Stated exercise: Tell me how many lines hold "with", please, using only the number.

Data to use:
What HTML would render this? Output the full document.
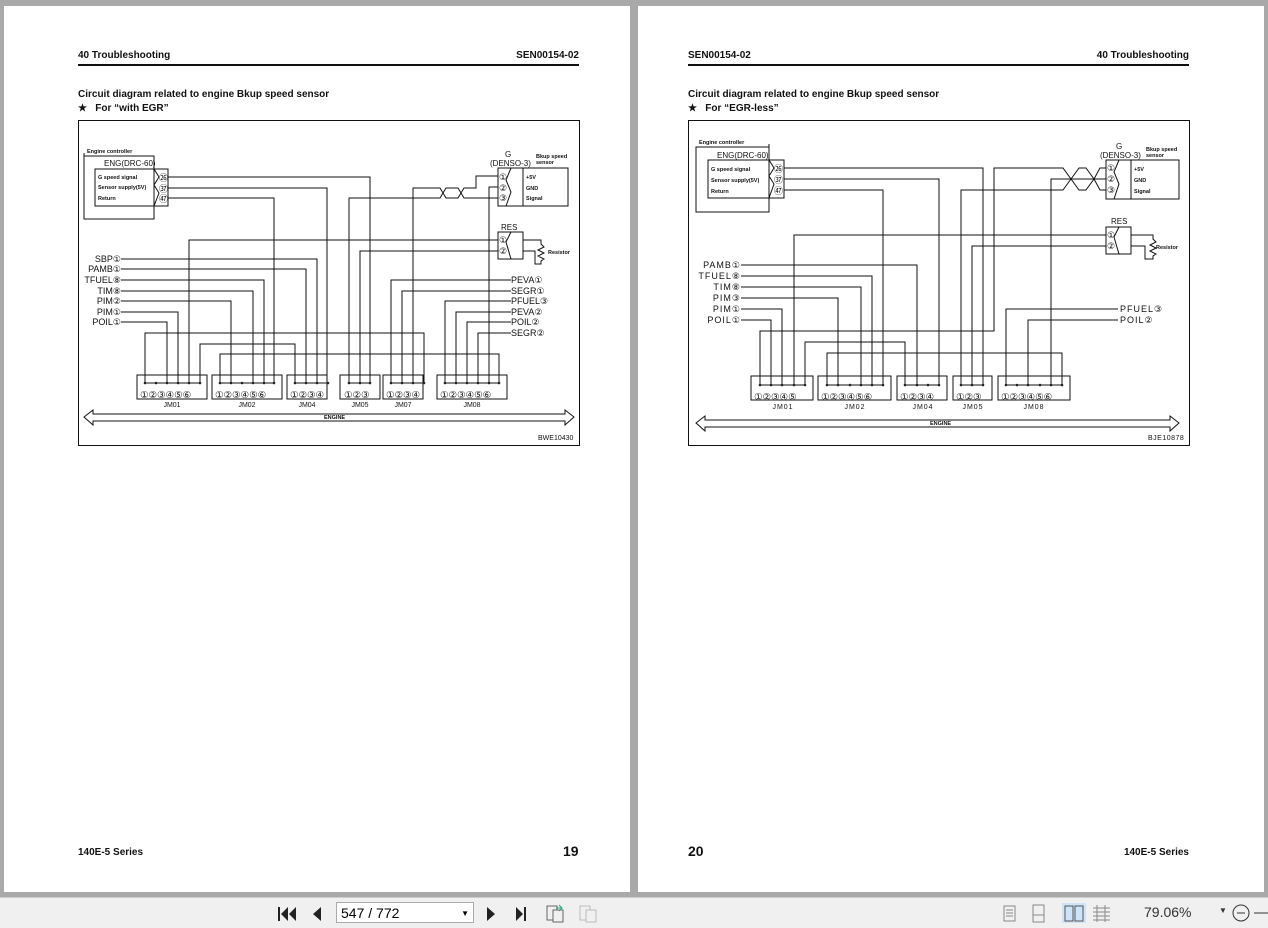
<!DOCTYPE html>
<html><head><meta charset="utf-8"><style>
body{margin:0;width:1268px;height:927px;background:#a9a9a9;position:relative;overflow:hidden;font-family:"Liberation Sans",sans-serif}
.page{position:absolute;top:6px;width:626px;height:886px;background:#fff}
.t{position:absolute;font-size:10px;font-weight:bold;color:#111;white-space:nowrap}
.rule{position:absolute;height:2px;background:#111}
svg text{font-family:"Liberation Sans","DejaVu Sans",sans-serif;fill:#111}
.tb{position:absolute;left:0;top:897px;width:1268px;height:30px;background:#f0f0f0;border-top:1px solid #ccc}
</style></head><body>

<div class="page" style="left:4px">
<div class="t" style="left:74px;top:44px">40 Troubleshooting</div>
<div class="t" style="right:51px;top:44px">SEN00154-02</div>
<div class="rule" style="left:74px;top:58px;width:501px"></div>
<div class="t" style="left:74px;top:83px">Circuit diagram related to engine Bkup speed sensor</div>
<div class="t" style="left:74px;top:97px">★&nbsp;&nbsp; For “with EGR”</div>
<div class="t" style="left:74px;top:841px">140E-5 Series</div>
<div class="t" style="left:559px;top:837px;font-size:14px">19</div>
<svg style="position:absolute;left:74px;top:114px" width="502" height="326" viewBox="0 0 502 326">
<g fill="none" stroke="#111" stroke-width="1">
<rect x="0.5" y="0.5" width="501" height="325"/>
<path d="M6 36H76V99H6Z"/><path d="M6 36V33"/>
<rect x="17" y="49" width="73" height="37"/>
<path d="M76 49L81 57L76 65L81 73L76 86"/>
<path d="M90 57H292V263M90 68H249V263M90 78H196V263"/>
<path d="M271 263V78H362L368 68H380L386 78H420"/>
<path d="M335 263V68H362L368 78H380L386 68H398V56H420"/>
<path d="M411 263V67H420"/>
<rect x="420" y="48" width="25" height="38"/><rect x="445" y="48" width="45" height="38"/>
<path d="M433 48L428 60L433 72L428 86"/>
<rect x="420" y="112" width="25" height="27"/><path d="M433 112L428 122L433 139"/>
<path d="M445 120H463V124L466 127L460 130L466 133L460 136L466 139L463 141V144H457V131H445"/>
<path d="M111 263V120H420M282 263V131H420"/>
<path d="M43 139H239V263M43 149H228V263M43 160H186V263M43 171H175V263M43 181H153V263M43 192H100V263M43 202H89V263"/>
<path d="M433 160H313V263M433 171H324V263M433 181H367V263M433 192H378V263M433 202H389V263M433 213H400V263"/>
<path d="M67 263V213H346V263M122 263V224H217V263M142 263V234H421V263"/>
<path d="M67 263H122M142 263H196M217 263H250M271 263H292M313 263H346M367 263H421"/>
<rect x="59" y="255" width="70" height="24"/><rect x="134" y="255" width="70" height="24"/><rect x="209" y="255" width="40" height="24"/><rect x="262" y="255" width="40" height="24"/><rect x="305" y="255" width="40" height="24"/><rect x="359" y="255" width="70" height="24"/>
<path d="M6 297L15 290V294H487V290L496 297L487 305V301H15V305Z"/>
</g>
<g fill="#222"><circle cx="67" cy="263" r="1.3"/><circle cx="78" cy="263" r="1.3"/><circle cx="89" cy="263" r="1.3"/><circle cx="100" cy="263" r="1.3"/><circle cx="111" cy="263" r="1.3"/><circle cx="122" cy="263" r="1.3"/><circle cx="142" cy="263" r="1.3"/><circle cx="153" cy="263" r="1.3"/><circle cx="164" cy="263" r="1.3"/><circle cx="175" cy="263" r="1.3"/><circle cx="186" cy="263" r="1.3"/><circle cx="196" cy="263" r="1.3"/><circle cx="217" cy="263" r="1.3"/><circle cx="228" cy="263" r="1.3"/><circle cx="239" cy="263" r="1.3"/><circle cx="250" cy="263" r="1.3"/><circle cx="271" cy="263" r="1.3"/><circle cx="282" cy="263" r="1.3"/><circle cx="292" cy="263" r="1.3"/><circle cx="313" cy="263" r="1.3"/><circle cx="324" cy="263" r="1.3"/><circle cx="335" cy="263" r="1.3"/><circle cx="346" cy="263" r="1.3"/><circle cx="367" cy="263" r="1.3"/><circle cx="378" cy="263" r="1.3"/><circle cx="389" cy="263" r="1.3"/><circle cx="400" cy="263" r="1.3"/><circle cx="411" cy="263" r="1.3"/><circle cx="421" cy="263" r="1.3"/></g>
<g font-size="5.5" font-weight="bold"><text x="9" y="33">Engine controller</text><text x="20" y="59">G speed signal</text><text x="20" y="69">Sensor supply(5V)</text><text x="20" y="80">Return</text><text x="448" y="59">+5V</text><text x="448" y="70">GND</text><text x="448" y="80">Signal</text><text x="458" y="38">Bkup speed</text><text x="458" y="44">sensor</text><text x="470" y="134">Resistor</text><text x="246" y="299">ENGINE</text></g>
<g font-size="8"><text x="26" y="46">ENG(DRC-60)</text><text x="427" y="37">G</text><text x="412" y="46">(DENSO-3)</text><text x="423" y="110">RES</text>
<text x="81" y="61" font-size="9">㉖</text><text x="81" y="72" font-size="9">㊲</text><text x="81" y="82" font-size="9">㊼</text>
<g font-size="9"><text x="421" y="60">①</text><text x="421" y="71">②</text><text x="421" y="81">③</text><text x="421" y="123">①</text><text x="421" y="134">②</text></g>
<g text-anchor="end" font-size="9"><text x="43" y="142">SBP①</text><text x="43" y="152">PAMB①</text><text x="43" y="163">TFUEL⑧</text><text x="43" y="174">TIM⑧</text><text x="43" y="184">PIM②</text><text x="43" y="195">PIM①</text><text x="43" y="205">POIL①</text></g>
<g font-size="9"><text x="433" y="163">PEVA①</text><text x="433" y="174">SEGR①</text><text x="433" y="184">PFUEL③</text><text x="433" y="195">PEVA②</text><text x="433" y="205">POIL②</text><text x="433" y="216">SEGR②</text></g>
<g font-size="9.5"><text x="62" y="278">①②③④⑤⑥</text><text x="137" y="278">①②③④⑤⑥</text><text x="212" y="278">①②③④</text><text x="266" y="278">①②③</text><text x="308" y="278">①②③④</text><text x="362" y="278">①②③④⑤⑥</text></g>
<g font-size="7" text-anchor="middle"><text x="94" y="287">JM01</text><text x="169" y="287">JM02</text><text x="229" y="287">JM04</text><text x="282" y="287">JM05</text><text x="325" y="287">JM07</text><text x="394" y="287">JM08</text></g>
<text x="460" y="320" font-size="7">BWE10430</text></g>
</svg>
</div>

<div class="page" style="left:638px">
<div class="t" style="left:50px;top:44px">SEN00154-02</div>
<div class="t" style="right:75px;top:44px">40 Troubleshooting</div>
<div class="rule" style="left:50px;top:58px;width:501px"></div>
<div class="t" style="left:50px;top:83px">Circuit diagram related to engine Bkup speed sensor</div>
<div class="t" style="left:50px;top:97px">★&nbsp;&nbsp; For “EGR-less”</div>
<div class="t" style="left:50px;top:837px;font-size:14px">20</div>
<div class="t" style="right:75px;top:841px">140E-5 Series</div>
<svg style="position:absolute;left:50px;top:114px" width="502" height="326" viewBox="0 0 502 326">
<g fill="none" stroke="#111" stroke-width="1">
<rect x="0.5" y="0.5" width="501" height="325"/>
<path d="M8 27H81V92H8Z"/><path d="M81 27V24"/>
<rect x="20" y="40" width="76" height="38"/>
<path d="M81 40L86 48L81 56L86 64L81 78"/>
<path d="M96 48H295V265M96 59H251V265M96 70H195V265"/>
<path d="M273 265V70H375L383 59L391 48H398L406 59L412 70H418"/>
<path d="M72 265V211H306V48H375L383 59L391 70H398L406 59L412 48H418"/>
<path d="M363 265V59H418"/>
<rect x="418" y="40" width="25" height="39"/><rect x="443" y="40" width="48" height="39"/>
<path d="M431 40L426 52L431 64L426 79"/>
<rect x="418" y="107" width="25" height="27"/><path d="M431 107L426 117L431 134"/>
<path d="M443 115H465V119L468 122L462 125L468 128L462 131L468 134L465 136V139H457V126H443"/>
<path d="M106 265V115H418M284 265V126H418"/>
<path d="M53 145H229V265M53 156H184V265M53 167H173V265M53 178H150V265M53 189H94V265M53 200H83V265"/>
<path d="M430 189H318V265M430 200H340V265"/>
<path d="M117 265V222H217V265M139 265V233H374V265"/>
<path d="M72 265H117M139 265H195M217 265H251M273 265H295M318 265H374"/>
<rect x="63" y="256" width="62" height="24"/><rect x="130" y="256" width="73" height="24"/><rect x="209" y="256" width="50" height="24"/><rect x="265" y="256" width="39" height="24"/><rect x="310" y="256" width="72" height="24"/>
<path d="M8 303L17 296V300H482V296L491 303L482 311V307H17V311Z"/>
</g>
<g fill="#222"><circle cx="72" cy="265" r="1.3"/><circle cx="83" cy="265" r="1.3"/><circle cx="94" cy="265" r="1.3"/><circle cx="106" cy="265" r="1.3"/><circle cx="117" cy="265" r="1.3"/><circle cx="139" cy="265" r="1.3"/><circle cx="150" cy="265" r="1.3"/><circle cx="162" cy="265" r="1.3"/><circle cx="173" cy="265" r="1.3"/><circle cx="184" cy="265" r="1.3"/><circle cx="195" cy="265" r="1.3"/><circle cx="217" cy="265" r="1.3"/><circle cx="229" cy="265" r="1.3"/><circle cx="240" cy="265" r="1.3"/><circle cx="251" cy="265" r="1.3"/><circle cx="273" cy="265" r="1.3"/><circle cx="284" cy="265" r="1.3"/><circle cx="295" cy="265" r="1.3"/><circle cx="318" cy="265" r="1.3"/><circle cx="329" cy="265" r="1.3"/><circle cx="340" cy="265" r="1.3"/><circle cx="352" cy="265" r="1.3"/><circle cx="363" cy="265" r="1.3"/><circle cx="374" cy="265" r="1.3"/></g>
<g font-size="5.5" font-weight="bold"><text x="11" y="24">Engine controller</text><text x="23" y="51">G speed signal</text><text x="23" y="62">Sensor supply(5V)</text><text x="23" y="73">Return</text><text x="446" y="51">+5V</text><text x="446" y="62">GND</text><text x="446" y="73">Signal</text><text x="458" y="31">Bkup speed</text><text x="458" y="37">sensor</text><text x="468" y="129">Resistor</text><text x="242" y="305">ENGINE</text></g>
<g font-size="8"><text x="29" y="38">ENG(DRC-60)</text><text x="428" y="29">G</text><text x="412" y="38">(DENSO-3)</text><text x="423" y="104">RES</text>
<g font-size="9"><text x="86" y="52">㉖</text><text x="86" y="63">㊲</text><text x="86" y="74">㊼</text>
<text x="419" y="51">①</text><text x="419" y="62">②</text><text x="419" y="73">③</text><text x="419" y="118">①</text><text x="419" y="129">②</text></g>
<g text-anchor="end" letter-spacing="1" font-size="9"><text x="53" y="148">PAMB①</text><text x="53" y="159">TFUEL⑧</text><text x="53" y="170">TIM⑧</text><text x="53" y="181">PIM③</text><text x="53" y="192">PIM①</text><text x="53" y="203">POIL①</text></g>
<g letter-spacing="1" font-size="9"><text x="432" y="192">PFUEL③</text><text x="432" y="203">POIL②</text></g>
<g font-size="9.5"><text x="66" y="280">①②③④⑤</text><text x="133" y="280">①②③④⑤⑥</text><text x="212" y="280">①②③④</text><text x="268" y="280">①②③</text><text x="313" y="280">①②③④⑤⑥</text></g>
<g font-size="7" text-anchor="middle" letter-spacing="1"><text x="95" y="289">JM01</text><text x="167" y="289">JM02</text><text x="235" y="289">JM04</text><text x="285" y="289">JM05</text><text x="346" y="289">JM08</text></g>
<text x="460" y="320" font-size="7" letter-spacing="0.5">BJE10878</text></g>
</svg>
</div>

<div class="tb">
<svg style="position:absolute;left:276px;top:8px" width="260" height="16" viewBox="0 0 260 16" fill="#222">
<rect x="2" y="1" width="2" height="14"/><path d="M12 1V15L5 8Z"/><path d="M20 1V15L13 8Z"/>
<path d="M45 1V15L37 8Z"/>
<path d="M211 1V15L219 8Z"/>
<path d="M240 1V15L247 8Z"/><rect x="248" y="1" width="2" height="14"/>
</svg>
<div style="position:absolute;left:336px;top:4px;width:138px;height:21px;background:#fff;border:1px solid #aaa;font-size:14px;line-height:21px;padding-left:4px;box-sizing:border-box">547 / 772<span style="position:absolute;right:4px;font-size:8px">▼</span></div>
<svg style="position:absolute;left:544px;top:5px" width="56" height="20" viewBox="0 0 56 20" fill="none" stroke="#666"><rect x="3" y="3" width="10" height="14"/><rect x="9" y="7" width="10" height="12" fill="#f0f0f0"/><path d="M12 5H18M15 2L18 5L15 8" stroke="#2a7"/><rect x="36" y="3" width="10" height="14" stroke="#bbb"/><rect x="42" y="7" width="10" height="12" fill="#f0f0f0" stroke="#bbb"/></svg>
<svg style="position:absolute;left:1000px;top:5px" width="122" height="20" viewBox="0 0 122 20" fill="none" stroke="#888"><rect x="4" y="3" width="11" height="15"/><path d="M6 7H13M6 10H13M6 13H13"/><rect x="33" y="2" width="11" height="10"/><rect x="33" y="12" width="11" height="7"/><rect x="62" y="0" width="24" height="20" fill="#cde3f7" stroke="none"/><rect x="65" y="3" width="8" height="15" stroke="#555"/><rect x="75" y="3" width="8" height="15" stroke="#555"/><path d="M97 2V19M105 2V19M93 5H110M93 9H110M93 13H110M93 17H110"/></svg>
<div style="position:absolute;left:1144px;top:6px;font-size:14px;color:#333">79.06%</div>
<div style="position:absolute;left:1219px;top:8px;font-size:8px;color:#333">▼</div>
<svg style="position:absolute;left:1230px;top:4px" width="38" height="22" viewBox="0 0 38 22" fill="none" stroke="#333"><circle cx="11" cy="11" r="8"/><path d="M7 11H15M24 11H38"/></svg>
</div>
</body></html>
...
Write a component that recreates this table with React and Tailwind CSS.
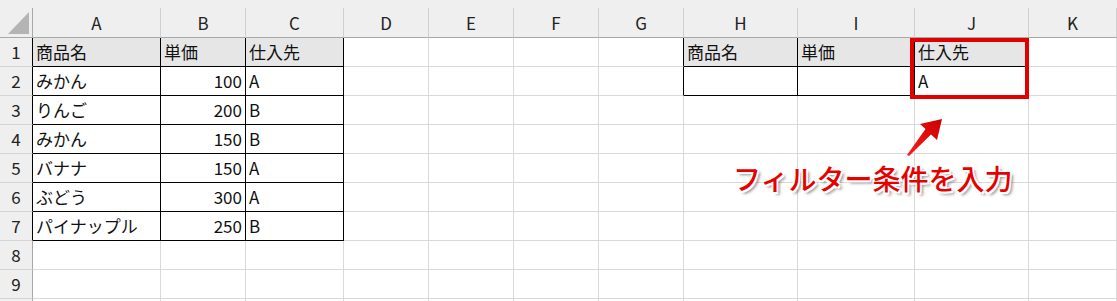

Response below: 2